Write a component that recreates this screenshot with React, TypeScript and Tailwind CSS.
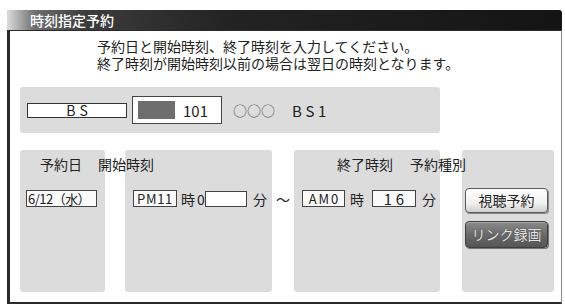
import React from "react";

const font = { fontFamily: '"Noto Sans CJK JP", "Noto Sans", sans-serif' };

function Box({ w, children, className = "" }: { w: string; children?: React.ReactNode; className?: string }) {
  return (
    <div
      className={`${w} h-[17px] border border-[#444] bg-[#fafafa] flex items-center justify-center text-[13px] leading-none text-[#222] whitespace-nowrap ${className}`}
    >
      {children}
    </div>
  );
}

export default function App() {
  return (
    <div className="w-[565px] h-[306px] bg-white pt-[10px] pl-[7px] pr-[3px] overflow-hidden" style={font}>
      {/* Title bar */}
      <div className="h-[20px] rounded-tr-[3px] bg-[linear-gradient(90deg,#dcdcdc_0%,#6e6e6e_5%,#3c3c3c_14%,#232323_40%,#141414_100%)] pl-[23px] flex items-center">
        <span className="text-white text-[14px] leading-none font-medium">時刻指定予約</span>
      </div>

      {/* Window */}
      <div className="h-[274px] border-l-[3px] border-t border-b-2 border-r border-[#2a2a2a] border-r-[#8a8a8a] bg-white">
        {/* Instructions */}
        <div className="pl-[87px] pt-[7px] text-[14px] leading-[17px] text-[#222]">
          <p>予約日と開始時刻、終了時刻を入力してください。</p>
          <p>終了時刻が開始時刻以前の場合は翌日の時刻となります。</p>
        </div>

        {/* Channel panel */}
        <div className="ml-[10px] mt-[15px] w-[420px] h-[46px] rounded-[3px] bg-[#dcdcdc] flex items-center">
          <div className="ml-[7px] w-[100px] h-[15px] border border-[#333] bg-white flex items-center justify-center text-[14px] leading-none tracking-[0.3em] pl-[0.3em] text-[#222]">
            BS
          </div>
          <div className="ml-[5px] w-[90px] h-[28px] border border-[#444] bg-white flex items-center">
            <div className="ml-[5px] w-[37px] h-[18px] bg-[#6e6e6e]" />
            <span className="ml-[8px] text-[15px] leading-none text-[#222]">101</span>
          </div>
          <span className="ml-[11px] text-[14px] leading-none text-[#555]">○○○</span>
          <span className="ml-[17px] text-[15px] leading-none tracking-[0.25em] text-[#222]">BS1</span>
        </div>

        {/* Reservation panels */}
        <div className="ml-[10px] mt-[17px] h-[142px] relative">
          <div className="flex h-full">
            <div className="w-[85px] rounded-[3px] bg-[#dcdcdc]" />
            <div className="ml-[20px] w-[147px] rounded-[3px] bg-[#dcdcdc]" />
            <div className="ml-[22px] w-[146px] rounded-[3px] bg-[#dcdcdc]" />
            <div className="ml-[22px] w-[92px] rounded-[3px] bg-[#dcdcdc] pt-[37px] pl-[3px]">
              <button className="w-[83px] h-[25px] rounded-[4px] border border-[#5a5a5a] bg-[linear-gradient(180deg,#ffffff_0%,#f2f2f2_60%,#cfcfcf_100%)] shadow-[1px_1px_0_#8a8a8a] text-[14px] leading-none text-[#222]">
                視聴予約
              </button>
              <button className="mt-[8px] w-[83px] h-[27px] rounded-[4px] border border-[#3e3e3e] bg-[linear-gradient(180deg,#8a8a8a_0%,#6a6a6a_50%,#555555_100%)] shadow-[inset_0_1px_0_#a8a8a8,1px_1px_0_#777] text-[14px] leading-none text-[#e4e4e4] [text-shadow:0_0_1px_#222]">
                リンク録画
              </button>
            </div>
          </div>

          {/* Labels and fields lying over the panels */}
          <div className="absolute inset-0 pt-[6px] text-[14px] leading-[16px] text-[#222]">
            <div className="flex h-[16px] whitespace-nowrap">
              <span className="ml-[20px]">予約日</span>
              <span className="ml-[16px]">開始時刻</span>
              <span className="ml-[183px]">終了時刻</span>
              <span className="ml-[17px]">予約種別</span>
            </div>
            <div className="mt-[18px] flex items-center h-[17px] whitespace-nowrap">
              <Box w="ml-[6px] w-[71px]" className="justify-start pl-[1px] text-[13px] tracking-[-0.04em]">6/12（水）</Box>
              <Box w="ml-[36px] w-[44px]" className="text-[12px] tracking-[0.05em]">PM11</Box>
              <span className="ml-[4px] w-[14px]">時</span>
              <span className="ml-[2px] w-[8px]">0</span>
              <div className="w-[42px] h-[16px] border border-[#444] bg-white" />
              <span className="ml-[6px]">分</span>
              <span className="ml-[9px]">～</span>
              <Box w="ml-[12px] w-[43px]" className="text-[12px] tracking-[0.15em] pl-[0.15em]">AM0</Box>
              <span className="ml-[5px]">時</span>
              <Box w="ml-[8px] w-[44px]" className="text-[15px] tracking-[0.25em] pl-[0.25em]">16</Box>
              <span className="ml-[6px]">分</span>
            </div>
          </div>
        </div>
      </div>
    </div>
  );
}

_What is needed_: Copy the listing exactly. Any image in it stays out of the copy.

_Solution to the exercise_:
Write a component that recreates this screenshot with React, TypeScript and Tailwind CSS.
import React from "react";

const font = { fontFamily: '"Noto Sans CJK JP", "Noto Sans", sans-serif' };

function Box({ w, children, className = "" }: { w: string; children?: React.ReactNode; className?: string }) {
  return (
    <div
      className={`${w} h-[17px] border border-[#444] bg-[#fafafa] flex items-center justify-center text-[13px] leading-none text-[#222] whitespace-nowrap ${className}`}
    >
      {children}
    </div>
  );
}

export default function App() {
  return (
    <div className="w-[565px] h-[306px] bg-white pt-[10px] pl-[7px] pr-[3px] overflow-hidden" style={font}>
      {/* Title bar */}
      <div className="h-[20px] rounded-tr-[3px] bg-[linear-gradient(90deg,#dcdcdc_0%,#6e6e6e_5%,#3c3c3c_14%,#232323_40%,#141414_100%)] pl-[23px] flex items-center">
        <span className="text-white text-[14px] leading-none font-medium">時刻指定予約</span>
      </div>

      {/* Window */}
      <div className="h-[274px] border-l-[3px] border-t border-b-2 border-r border-[#2a2a2a] border-r-[#8a8a8a] bg-white">
        {/* Instructions */}
        <div className="pl-[87px] pt-[7px] text-[14px] leading-[17px] text-[#222]">
          <p>予約日と開始時刻、終了時刻を入力してください。</p>
          <p>終了時刻が開始時刻以前の場合は翌日の時刻となります。</p>
        </div>

        {/* Channel panel */}
        <div className="ml-[10px] mt-[15px] w-[420px] h-[46px] rounded-[3px] bg-[#dcdcdc] flex items-center">
          <div className="ml-[7px] w-[100px] h-[15px] border border-[#333] bg-white flex items-center justify-center text-[14px] leading-none tracking-[0.3em] pl-[0.3em] text-[#222]">
            BS
          </div>
          <div className="ml-[5px] w-[90px] h-[28px] border border-[#444] bg-white flex items-center">
            <div className="ml-[5px] w-[37px] h-[18px] bg-[#6e6e6e]" />
            <span className="ml-[8px] text-[15px] leading-none text-[#222]">101</span>
          </div>
          <span className="ml-[11px] text-[14px] leading-none text-[#555]">○○○</span>
          <span className="ml-[17px] text-[15px] leading-none tracking-[0.25em] text-[#222]">BS1</span>
        </div>

        {/* Reservation panels */}
        <div className="ml-[10px] mt-[17px] h-[142px] relative">
          <div className="flex h-full">
            <div className="w-[85px] rounded-[3px] bg-[#dcdcdc]" />
            <div className="ml-[20px] w-[147px] rounded-[3px] bg-[#dcdcdc]" />
            <div className="ml-[22px] w-[146px] rounded-[3px] bg-[#dcdcdc]" />
            <div className="ml-[22px] w-[92px] rounded-[3px] bg-[#dcdcdc] pt-[37px] pl-[3px]">
              <button className="w-[83px] h-[25px] rounded-[4px] border border-[#5a5a5a] bg-[linear-gradient(180deg,#ffffff_0%,#f2f2f2_60%,#cfcfcf_100%)] shadow-[1px_1px_0_#8a8a8a] text-[14px] leading-none text-[#222]">
                視聴予約
              </button>
              <button className="mt-[8px] w-[83px] h-[27px] rounded-[4px] border border-[#3e3e3e] bg-[linear-gradient(180deg,#8a8a8a_0%,#6a6a6a_50%,#555555_100%)] shadow-[inset_0_1px_0_#a8a8a8,1px_1px_0_#777] text-[14px] leading-none text-[#e4e4e4] [text-shadow:0_0_1px_#222]">
                リンク録画
              </button>
            </div>
          </div>

          {/* Labels and fields lying over the panels */}
          <div className="absolute inset-0 pt-[6px] text-[14px] leading-[16px] text-[#222]">
            <div className="flex h-[16px] whitespace-nowrap">
              <span className="ml-[20px]">予約日</span>
              <span className="ml-[16px]">開始時刻</span>
              <span className="ml-[183px]">終了時刻</span>
              <span className="ml-[17px]">予約種別</span>
            </div>
            <div className="mt-[18px] flex items-center h-[17px] whitespace-nowrap">
              <Box w="ml-[6px] w-[71px]" className="justify-start pl-[1px] text-[13px] tracking-[-0.04em]">6/12（水）</Box>
              <Box w="ml-[36px] w-[44px]" className="text-[12px] tracking-[0.05em]">PM11</Box>
              <span className="ml-[4px] w-[14px]">時</span>
              <span className="ml-[2px] w-[8px]">0</span>
              <div className="w-[42px] h-[16px] border border-[#444] bg-white" />
              <span className="ml-[6px]">分</span>
              <span className="ml-[9px]">～</span>
              <Box w="ml-[12px] w-[43px]" className="text-[12px] tracking-[0.15em] pl-[0.15em]">AM0</Box>
              <span className="ml-[5px]">時</span>
              <Box w="ml-[8px] w-[44px]" className="text-[15px] tracking-[0.25em] pl-[0.25em]">16</Box>
              <span className="ml-[6px]">分</span>
            </div>
          </div>
        </div>
      </div>
    </div>
  );
}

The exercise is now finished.